The “Rigged” Pentathlon

Lust for victory sometimes led athletes to break the rules. Such was the case in the summer of 332 BC, during the 112th Olympiad. The Athenian competitor in the pentathlon, Kalippos, was caught bribing his opponents and consequently sentenced to pay a huge fine. Because he himself was unable to pay, his obligation was automatically transferred to his city-state. However, because the amount was exorbitant, the Athenians refused to cover his debt and sent the orator Hyperides on a diplomatic mission to defend their decision before the Elean Council, the Games’ highest administrative body. The Eleans rebuffed the Athenians’ excuses and insisted on payment of the fine.

The Athenians reacted by employing a tactic well known today from the modern Olympic Games in Moscow and Los Angeles: they threatened to stop sending their athletes and to boycott the next Olympics in 328 BC. The case thus having reached a deadlock, the solidarity that existed between the panhellenic sanctuaries then came into play: the Eleans appealed to the Oracle at Delphi, which announced that it would no longer serve the Athenians until they paid their fine, which they eventually had to do.

 

With the money collected from fines imposed on offending athletes who had tried to buy off their opponents, the Olympic authorities in the early 4th century BC began to erect a series of bronze statues dedicated to Zeus.

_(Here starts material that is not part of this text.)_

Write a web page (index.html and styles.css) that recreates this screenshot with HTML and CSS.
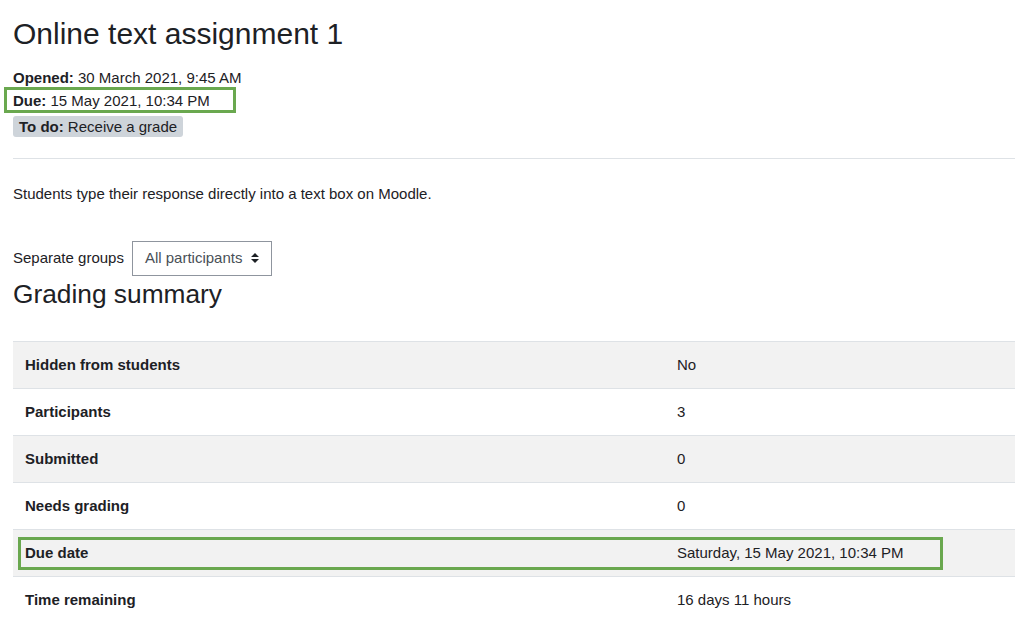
FILE: index.html
```html
<!DOCTYPE html>
<html>
<head>
<meta charset="utf-8">
<link rel="stylesheet" href="styles.css">
</head>
<body>
<div class="page">
  <h2 class="title">Online text assignment 1</h2>
  <div class="dates">
    <div class="date-line"><strong>Opened:</strong> 30 March 2021, 9:45 AM</div>
    <div class="date-line highlight-wrap"><span class="highlight hl-due"></span><strong>Due:</strong> 15 May 2021, 10:34 PM</div>
  </div>
  <div class="todo"><strong>To do:</strong> Receive a grade</div>
  <hr class="divider">
  <p class="intro">Students type their response directly into a text box on Moodle.</p>
  <div class="groups">
    <label class="groups-label">Separate groups</label>
    <div class="select">All participants
      <svg class="caret" width="8" height="12" viewBox="0 0 8 12"><path d="M0 5 L4 1 L8 5 Z M0 7 L4 11 L8 7 Z" fill="#1d2125"/></svg>
    </div>
  </div>
  <h3 class="subtitle">Grading summary</h3>
  <table class="summary">
    <tr><th>Hidden from students</th><td>No</td></tr>
    <tr><th>Participants</th><td>3</td></tr>
    <tr><th>Submitted</th><td>0</td></tr>
    <tr><th>Needs grading</th><td>0</td></tr>
    <tr class="due-row"><th><span class="highlight hl-row"></span>Due date</th><td>Saturday, 15 May 2021, 10:34 PM</td></tr>
    <tr><th>Time remaining</th><td>16 days 11 hours</td></tr>
  </table>
</div>
</body>
</html>
```
FILE: styles.css
```css
html, body {
  margin: 0;
  padding: 0;
  background: #fff;
}
body {
  font-family: "Liberation Sans", Arial, sans-serif;
  font-size: 15px;
  line-height: 1.5;
  color: #1d2125;
  overflow: hidden;
}
.page {
  padding: 0 0 0 13px;
}
.title {
  font-size: 30px;
  font-weight: 400;
  line-height: 1.2;
  margin: 0;
  padding-top: 16px;
  margin-bottom: 14px;
}
.dates {
  line-height: 23px;
}
.date-line strong { font-weight: 700; }
.highlight-wrap { position: relative; }
.highlight {
  position: absolute;
  border: 3px solid #6aa84f;
  box-sizing: border-box;
  pointer-events: none;
}
.hl-due {
  left: -9px;
  top: -2px;
  width: 232px;
  height: 26px;
}
.todo {
  display: inline-block;
  background: #ced4da;
  border-radius: 3px;
  padding: 0 6px;
  line-height: 21px;
  margin-top: 4px;
}
.divider {
  border: 0;
  border-top: 1px solid #dee2e6;
  margin: 19px 0 0 0;
}
.intro {
  margin: 24px 0 0 0;
  line-height: 22px;
}
.groups {
  display: flex;
  align-items: center;
  margin-top: 36px;
  gap: 8px;
}
.select {
  display: flex;
  align-items: center;
  gap: 9px;
  border: 1px solid #8f959e;
  height: 35px;
  box-sizing: border-box;
  padding: 0 12px 0 12px;
  color: #495057;
}
.caret { display: block; }
.subtitle {
  font-size: 26.3px;
  font-weight: 400;
  line-height: 1.2;
  margin: 3px 0 0 0;
}
.summary {
  border-collapse: collapse;
  width: 100%;
  margin-top: 31px;
}
.summary th, .summary td {
  text-align: left;
  padding: 12px;
  border-top: 1px solid #dee2e6;
  line-height: 22px;
  vertical-align: top;
}
.summary th {
  width: 628px;
  font-weight: 700;
  position: relative;
}
.summary tr:nth-child(odd) { background: #f2f2f2; }
.hl-row {
  left: 5px;
  top: 7px;
  width: 925px;
  height: 33px;
}
```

By Roman times they had installed 17 such figures in front of the stadium’s entrance, for all incoming athletes to see and to discourage the recurrence of such misdeeds.

The didactic epigrams on the statues’ pedestals served the same purpose, one of which states that victories are won not by money but by the speed of an athlete’s legs and the strength of his body. Once he has been bribed, the shame of his corruption will survive long after his death.